### REQUIREMENTS
Copy out every line in which the string "styles" occurs.

====

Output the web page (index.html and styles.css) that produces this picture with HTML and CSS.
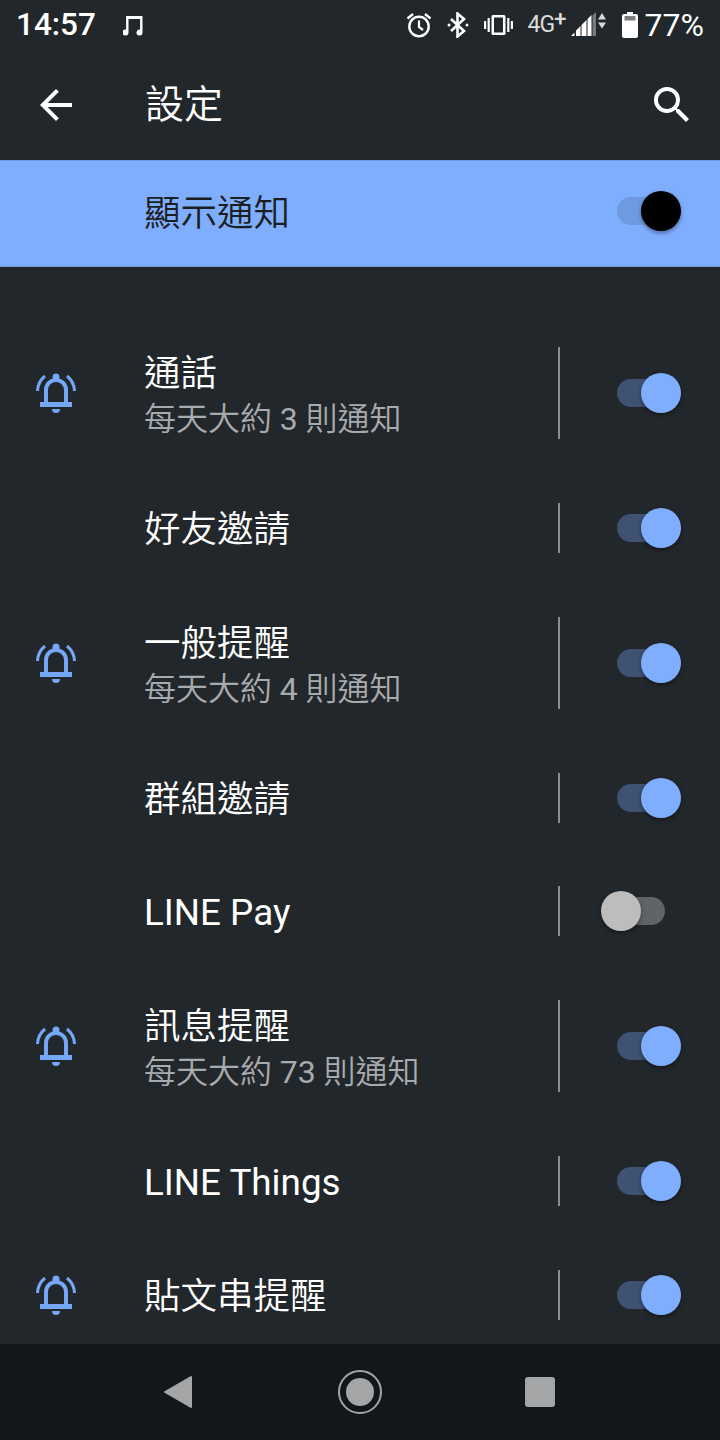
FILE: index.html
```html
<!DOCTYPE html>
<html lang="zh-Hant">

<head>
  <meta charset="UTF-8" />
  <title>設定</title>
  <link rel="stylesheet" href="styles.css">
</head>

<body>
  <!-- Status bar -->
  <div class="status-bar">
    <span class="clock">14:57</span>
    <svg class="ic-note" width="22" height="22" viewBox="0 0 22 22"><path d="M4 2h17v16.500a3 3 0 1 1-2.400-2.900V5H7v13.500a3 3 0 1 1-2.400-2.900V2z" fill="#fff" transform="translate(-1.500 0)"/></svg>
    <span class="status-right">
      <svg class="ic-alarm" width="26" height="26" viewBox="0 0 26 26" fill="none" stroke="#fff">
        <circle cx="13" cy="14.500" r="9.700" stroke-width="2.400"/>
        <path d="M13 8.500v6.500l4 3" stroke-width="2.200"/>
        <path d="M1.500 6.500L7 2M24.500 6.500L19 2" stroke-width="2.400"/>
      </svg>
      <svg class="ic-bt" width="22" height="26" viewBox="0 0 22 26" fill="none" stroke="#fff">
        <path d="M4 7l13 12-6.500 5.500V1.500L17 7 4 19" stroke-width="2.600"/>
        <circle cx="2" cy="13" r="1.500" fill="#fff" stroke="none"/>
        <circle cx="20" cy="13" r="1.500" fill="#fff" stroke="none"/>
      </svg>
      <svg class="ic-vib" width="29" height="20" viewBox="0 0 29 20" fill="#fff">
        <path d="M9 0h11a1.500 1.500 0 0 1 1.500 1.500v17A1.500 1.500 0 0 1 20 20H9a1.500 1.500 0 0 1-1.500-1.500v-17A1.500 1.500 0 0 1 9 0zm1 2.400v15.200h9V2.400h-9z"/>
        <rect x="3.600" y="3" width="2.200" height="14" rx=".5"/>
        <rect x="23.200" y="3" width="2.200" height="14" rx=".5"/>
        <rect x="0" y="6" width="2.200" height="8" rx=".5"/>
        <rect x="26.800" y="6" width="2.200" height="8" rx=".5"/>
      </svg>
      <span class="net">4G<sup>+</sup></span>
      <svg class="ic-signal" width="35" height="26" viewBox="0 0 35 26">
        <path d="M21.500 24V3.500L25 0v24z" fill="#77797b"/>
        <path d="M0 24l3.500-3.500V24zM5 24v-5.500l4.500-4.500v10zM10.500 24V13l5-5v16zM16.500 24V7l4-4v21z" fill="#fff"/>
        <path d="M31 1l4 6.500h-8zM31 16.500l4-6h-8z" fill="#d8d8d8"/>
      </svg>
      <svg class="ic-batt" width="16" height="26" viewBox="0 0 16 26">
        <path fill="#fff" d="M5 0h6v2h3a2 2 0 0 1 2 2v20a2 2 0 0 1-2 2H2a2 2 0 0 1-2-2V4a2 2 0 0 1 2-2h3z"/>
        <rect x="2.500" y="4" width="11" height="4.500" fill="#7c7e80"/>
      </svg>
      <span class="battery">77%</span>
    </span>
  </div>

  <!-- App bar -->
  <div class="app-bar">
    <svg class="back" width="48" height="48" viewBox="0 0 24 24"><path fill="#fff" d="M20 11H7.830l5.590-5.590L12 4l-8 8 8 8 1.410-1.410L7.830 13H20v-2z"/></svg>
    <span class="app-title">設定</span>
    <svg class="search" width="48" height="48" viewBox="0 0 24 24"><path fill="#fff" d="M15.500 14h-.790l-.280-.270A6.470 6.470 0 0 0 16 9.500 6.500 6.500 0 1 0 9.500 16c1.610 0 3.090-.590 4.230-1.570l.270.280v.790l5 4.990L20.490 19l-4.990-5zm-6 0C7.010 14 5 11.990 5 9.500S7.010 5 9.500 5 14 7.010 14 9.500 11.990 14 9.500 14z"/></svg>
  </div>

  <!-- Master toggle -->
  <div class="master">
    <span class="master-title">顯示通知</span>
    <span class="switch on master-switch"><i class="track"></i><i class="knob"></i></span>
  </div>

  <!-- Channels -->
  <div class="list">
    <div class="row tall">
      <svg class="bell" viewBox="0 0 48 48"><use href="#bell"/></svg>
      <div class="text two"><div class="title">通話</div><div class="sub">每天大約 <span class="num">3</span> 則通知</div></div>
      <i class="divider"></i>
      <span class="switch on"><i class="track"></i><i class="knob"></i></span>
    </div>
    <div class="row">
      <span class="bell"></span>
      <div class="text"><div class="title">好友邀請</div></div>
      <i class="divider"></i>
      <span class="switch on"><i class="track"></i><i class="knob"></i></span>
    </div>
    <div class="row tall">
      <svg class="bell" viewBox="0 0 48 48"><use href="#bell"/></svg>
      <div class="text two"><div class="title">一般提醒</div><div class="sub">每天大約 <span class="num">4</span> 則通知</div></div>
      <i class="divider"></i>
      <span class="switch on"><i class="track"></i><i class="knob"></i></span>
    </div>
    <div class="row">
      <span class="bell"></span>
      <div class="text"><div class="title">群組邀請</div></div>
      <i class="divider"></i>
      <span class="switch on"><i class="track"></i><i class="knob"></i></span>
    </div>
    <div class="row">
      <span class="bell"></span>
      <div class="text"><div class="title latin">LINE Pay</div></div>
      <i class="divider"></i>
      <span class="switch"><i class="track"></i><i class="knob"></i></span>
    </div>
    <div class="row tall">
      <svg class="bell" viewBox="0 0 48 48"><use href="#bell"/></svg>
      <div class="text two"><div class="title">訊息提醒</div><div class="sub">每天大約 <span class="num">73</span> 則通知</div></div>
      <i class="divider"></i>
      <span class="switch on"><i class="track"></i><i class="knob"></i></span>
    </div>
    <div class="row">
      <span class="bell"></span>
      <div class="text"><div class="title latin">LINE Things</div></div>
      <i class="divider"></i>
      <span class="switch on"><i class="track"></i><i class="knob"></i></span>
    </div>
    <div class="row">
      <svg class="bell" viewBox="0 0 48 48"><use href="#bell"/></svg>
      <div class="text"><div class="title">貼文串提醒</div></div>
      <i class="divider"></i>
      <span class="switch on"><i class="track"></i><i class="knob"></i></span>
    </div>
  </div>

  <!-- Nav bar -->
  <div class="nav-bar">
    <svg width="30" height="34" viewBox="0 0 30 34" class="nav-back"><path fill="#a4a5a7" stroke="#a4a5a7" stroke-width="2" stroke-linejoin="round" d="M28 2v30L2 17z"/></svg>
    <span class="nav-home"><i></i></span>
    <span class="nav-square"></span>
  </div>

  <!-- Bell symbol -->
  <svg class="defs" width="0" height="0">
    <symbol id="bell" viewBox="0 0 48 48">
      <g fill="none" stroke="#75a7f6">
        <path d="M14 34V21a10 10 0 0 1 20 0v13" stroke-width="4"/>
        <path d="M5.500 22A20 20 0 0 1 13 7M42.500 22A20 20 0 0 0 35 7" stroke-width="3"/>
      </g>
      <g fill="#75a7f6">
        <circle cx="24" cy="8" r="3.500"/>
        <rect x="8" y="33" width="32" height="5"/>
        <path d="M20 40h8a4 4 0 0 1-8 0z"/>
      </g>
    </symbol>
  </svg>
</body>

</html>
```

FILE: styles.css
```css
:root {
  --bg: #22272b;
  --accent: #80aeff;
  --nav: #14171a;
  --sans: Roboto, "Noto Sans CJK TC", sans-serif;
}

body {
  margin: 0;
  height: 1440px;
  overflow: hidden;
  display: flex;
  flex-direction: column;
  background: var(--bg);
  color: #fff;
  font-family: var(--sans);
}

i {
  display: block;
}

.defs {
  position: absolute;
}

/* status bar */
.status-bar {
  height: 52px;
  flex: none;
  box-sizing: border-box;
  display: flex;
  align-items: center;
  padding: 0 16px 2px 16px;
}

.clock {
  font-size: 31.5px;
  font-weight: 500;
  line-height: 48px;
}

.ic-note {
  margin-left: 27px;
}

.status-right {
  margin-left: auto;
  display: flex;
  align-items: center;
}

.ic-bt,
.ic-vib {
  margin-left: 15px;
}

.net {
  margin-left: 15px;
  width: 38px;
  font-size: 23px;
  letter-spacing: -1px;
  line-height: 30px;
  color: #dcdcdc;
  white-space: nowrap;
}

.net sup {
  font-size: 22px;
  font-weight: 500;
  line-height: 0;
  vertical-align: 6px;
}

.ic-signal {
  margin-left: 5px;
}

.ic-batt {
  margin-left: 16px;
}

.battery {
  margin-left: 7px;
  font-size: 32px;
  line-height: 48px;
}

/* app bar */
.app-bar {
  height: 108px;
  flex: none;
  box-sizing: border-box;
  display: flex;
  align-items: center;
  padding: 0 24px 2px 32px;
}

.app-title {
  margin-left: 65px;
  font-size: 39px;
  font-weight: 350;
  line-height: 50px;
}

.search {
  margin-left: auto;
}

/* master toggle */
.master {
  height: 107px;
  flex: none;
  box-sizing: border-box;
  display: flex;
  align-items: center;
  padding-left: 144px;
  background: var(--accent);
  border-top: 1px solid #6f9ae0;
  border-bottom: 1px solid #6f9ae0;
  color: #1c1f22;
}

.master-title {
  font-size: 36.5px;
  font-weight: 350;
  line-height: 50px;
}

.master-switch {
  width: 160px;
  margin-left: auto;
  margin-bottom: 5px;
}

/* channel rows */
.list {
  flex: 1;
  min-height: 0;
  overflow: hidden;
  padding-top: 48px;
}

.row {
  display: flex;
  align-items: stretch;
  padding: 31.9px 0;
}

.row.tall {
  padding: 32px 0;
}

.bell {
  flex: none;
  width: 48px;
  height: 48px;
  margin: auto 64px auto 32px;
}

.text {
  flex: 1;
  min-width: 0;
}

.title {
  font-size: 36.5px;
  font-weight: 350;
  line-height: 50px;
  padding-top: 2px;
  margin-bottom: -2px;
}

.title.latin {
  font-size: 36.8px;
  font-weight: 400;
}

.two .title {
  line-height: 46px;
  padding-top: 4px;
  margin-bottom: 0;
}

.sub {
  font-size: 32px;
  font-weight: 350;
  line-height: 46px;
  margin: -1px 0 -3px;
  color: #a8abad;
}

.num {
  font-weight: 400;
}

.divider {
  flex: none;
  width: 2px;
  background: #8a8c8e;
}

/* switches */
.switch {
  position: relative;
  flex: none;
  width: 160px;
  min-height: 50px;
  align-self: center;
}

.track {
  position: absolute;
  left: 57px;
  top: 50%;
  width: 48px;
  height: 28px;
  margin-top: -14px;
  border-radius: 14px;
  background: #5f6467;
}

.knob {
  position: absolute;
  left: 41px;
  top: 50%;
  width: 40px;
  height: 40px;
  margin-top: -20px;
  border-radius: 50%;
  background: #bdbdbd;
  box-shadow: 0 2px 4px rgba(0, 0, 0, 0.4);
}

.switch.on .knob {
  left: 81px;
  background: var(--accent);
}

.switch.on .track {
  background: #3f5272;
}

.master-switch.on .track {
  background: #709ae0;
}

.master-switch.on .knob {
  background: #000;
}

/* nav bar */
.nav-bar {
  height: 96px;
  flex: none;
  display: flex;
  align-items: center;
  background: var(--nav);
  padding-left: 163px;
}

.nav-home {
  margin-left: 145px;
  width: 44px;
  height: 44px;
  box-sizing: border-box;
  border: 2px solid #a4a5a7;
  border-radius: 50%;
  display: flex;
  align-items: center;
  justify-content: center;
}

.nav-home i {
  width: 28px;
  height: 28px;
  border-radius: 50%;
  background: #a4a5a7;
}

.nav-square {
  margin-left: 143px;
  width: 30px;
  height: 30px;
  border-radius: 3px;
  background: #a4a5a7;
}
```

====

### PROBLEM SOLUTION
Output the web page (index.html and styles.css) that produces this picture with HTML and CSS.
  <link rel="stylesheet" href="styles.css">
FILE: styles.css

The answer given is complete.